-- SOURCE DATA --
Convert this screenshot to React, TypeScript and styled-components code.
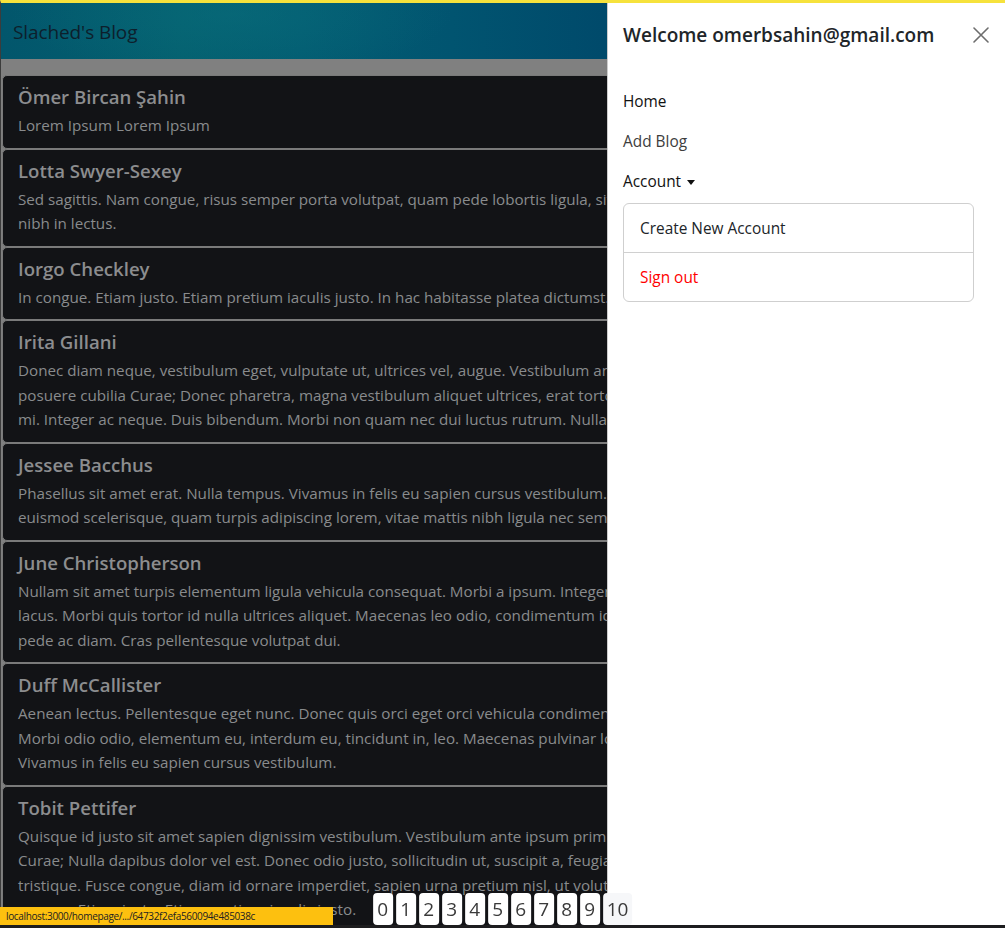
import React from "react";
import styled, { createGlobalStyle } from "styled-components";

const GlobalStyle = createGlobalStyle`
  html, body { margin: 0; padding: 0; }
  body {
    background: #808080;
    font-family: "Open Sans", "Noto Sans", sans-serif;
    overflow: hidden;
    height: 928px;
  }
  * { box-sizing: border-box; }
`;

const Page = styled.div`
  border-top: 3px solid #f6e23c;
  border-left: 1px solid #3c3c3c;
  min-height: 928px;
  background: #808080;
`;

const Header = styled.header`
  height: 56px;
  display: flex;
  align-items: center;
  padding-left: 12px;
  background:
    radial-gradient(ellipse 22% 110% at 23% 20%, rgba(10, 112, 126, 0.45) 0%, rgba(10, 112, 126, 0) 100%),
    linear-gradient(90deg, #02566c 0%, #04606f 18%, #035d72 30%, #015470 45%, #004a6b 60%, #00466a 100%);
`;

const Brand = styled.div`
  font-size: 19px;
  color: #0d1f2c;
  letter-spacing: -0.1px;
  margin-top: 1px;
`;

const CardList = styled.main`
  padding: 16px 0 0 1px;
  display: flex;
  flex-direction: column;
`;

const Card = styled.article`
  background: #121316;
  border: 1px solid #7a7a7a;
  border-radius: 5px;
  padding: 9px 15px 10px;
  overflow: hidden;
`;

const CardTitle = styled.h5`
  margin: 0 0 4px;
  font-size: 18.6px;
  line-height: 24px;
  font-weight: 600;
  color: #8c8d8f;
`;

const CardLine = styled.span`
  display: block;
  white-space: nowrap;
  font-size: 15.2px;
  line-height: 24.5px;
  color: #898b8d;
`;

const Offcanvas = styled.aside`
  position: fixed;
  top: 3px;
  right: 0;
  bottom: 3px;
  width: 398px;
  background: #fff;
  border-left: 1px solid rgba(0, 0, 0, 0.2);
  display: flex;
  flex-direction: column;
`;

const OffHeader = styled.div`
  display: flex;
  align-items: center;
  justify-content: space-between;
  padding: 17px 15px 16px 15px;
`;

const OffTitle = styled.h5`
  margin: 0;
  font-size: 19px;
  line-height: 30px;
  font-weight: 600;
  color: #212529;
`;

const CloseButton = styled.button`
  border: 0;
  background: transparent;
  padding: 0;
  width: 18px;
  height: 18px;
  display: flex;
  align-items: center;
  justify-content: center;
  cursor: pointer;
`;

const OffBody = styled.nav`
  padding: 16px 31px 16px 15px;
  display: flex;
  flex-direction: column;
`;

const NavLink = styled.a<{ $muted?: boolean }>`
  display: flex;
  align-items: center;
  padding: 8px 0;
  font-size: 15.4px;
  line-height: 24px;
  color: ${(p) => (p.$muted ? "#3d3d3d" : "#111")};
  text-decoration: none;
`;

const Caret = styled.span`
  display: inline-block;
  margin-left: 6px;
  border-top: 5px solid #111;
  border-left: 4px solid transparent;
  border-right: 4px solid transparent;
  margin-top: 1px;
`;

const Menu = styled.div`
  margin-top: 1px;
  border: 1px solid #cfcfcf;
  border-radius: 6px;
  display: flex;
  flex-direction: column;
`;

const MenuItem = styled.a<{ $danger?: boolean }>`
  padding: 12px 16px 12px 16px;
  font-size: 15.4px;
  line-height: 24px;
  color: ${(p) => (p.$danger ? "#ff0000" : "#212529")};
  text-decoration: none;
  transform: translateY(1px);
`;

const Divider = styled.hr`
  margin: 0;
  border: 0;
  border-top: 1px solid #d0d0d0;
`;

const Pagination = styled.div`
  position: fixed;
  z-index: 5;
  bottom: 3px;
  left: 50%;
  transform: translateX(-50%);
  display: flex;
  gap: 3px;
`;

const PageButton = styled.button<{ $light?: boolean }>`
  border: 0;
  border-radius: 4px;
  height: 32px;
  padding: 0 4px;
  min-width: 20px;
  background: ${(p) => (p.$light ? "#f6f7f9" : "#fff")};
  font-family: "Open Sans", sans-serif;
  font-size: 19px;
  color: #3a3a3a;
  display: flex;
  align-items: center;
  justify-content: center;
`;

const StatusBubble = styled.div`
  position: fixed;
  z-index: 5;
  left: 0;
  bottom: 3px;
  width: 333px;
  height: 18px;
  background: #fdc00f;
  font-size: 10px;
  letter-spacing: -0.35px;
  line-height: 18px;
  padding-left: 6px;
  color: #222;
  white-space: nowrap;
  overflow: hidden;
`;

const BottomStrip = styled.div`
  position: fixed;
  z-index: 6;
  left: 0;
  right: 0;
  bottom: 0;
  height: 3px;
  background: #1d1d1f;
`;

const posts: { title: string; lines: string[] }[] = [
  { title: "Ömer Bircan Şahin", lines: ["Lorem Ipsum Lorem Ipsum"] },
  {
    title: "Lotta Swyer-Sexey",
    lines: [
      "Sed sagittis. Nam congue, risus semper porta volutpat, quam pede lobortis ligula, sit amet eleifend pede libero quis orci. Nullam molestie",
      "nibh in lectus.",
    ],
  },
  {
    title: "Iorgo Checkley",
    lines: ["In congue. Etiam justo. Etiam pretium iaculis justo. In hac habitasse platea dictumst. Etiam faucibus cursus urna. Ut tellus."],
  },
  {
    title: "Irita Gillani",
    lines: [
      "Donec diam neque, vestibulum eget, vulputate ut, ultrices vel, augue. Vestibulum ante ipsum primis in faucibus orci luctus et ultrices",
      "posuere cubilia Curae; Donec pharetra, magna vestibulum aliquet ultrices, erat tortor sollicitudin mi, sit amet lobortis sapien sapien non",
      "mi. Integer ac neque. Duis bibendum. Morbi non quam nec dui luctus rutrum. Nulla tellus.",
    ],
  },
  {
    title: "Jessee Bacchus",
    lines: [
      "Phasellus sit amet erat. Nulla tempus. Vivamus in felis eu sapien cursus vestibulum. Proin eu mi. Nulla ac enim. In tempor, turpis nec",
      "euismod scelerisque, quam turpis adipiscing lorem, vitae mattis nibh ligula nec sem.",
    ],
  },
  {
    title: "June Christopherson",
    lines: [
      "Nullam sit amet turpis elementum ligula vehicula consequat. Morbi a ipsum. Integer a nibh. In quis justo. Maecenas rhoncus aliquam",
      "lacus. Morbi quis tortor id nulla ultrices aliquet. Maecenas leo odio, condimentum id, luctus nec, molestie sed, justo. Pellentesque viverra",
      "pede ac diam. Cras pellentesque volutpat dui.",
    ],
  },
  {
    title: "Duff McCallister",
    lines: [
      "Aenean lectus. Pellentesque eget nunc. Donec quis orci eget orci vehicula condimentum. Curabitur in libero ut massa volutpat convallis.",
      "Morbi odio odio, elementum eu, interdum eu, tincidunt in, leo. Maecenas pulvinar lobortis est. Phasellus sit amet erat. Nulla tempus.",
      "Vivamus in felis eu sapien cursus vestibulum.",
    ],
  },
  {
    title: "Tobit Pettifer",
    lines: [
      "Quisque id justo sit amet sapien dignissim vestibulum. Vestibulum ante ipsum primis in faucibus orci luctus et ultrices posuere cubilia",
      "Curae; Nulla dapibus dolor vel est. Donec odio justo, sollicitudin ut, suscipit a, feugiat et, eros. Vestibulum ac est lacinia nisi venenatis",
      "tristique. Fusce congue, diam id ornare imperdiet, sapien urna pretium nisl, ut volutpat sapien arcu sed augue. Aliquam erat volutpat. In",
      "congue. Etiam justo. Etiam pretium iaculis justo.",
    ],
  },
];

const CloseIcon = () => (
  <svg width="16" height="16" viewBox="0 0 16 16">
    <path d="M1 1 L15 15 M15 1 L1 15" stroke="#6d6d6d" strokeWidth="1.6" strokeLinecap="round" />
  </svg>
);

export default function App() {
  return (
    <>
      <GlobalStyle />
      <Page>
        <Header>
          <Brand>Slached's Blog</Brand>
        </Header>
        <CardList>
          {posts.map((p) => (
            <Card key={p.title}>
              <CardTitle>{p.title}</CardTitle>
              {p.lines.map((l, i) => (
                <CardLine key={i}>{l}</CardLine>
              ))}
            </Card>
          ))}
        </CardList>
      </Page>

      <Offcanvas>
        <OffHeader>
          <OffTitle>Welcome omerbsahin@gmail.com</OffTitle>
          <CloseButton aria-label="Close">
            <CloseIcon />
          </CloseButton>
        </OffHeader>
        <OffBody>
          <NavLink href="#">Home</NavLink>
          <NavLink href="#" $muted>
            Add Blog
          </NavLink>
          <NavLink href="#">
            Account
            <Caret />
          </NavLink>
          <Menu>
            <MenuItem href="#">Create New Account</MenuItem>
            <Divider />
            <MenuItem href="#" $danger>
              Sign out
            </MenuItem>
          </Menu>
        </OffBody>
      </Offcanvas>

      <Pagination>
        {Array.from({ length: 11 }, (_, i) => (
          <PageButton key={i} $light={i === 10}>
            {i}
          </PageButton>
        ))}
      </Pagination>

      <StatusBubble>localhost:3000/homepage/.../64732f2efa560094e485038c</StatusBubble>
      <BottomStrip />
    </>
  );
}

-- WHAT NEEDS TO BE DONE --
List all lines where "components" occurs.

-- SOLUTION --
Convert this screenshot to React, TypeScript and styled-components code.
import styled, { createGlobalStyle } from "styled-components";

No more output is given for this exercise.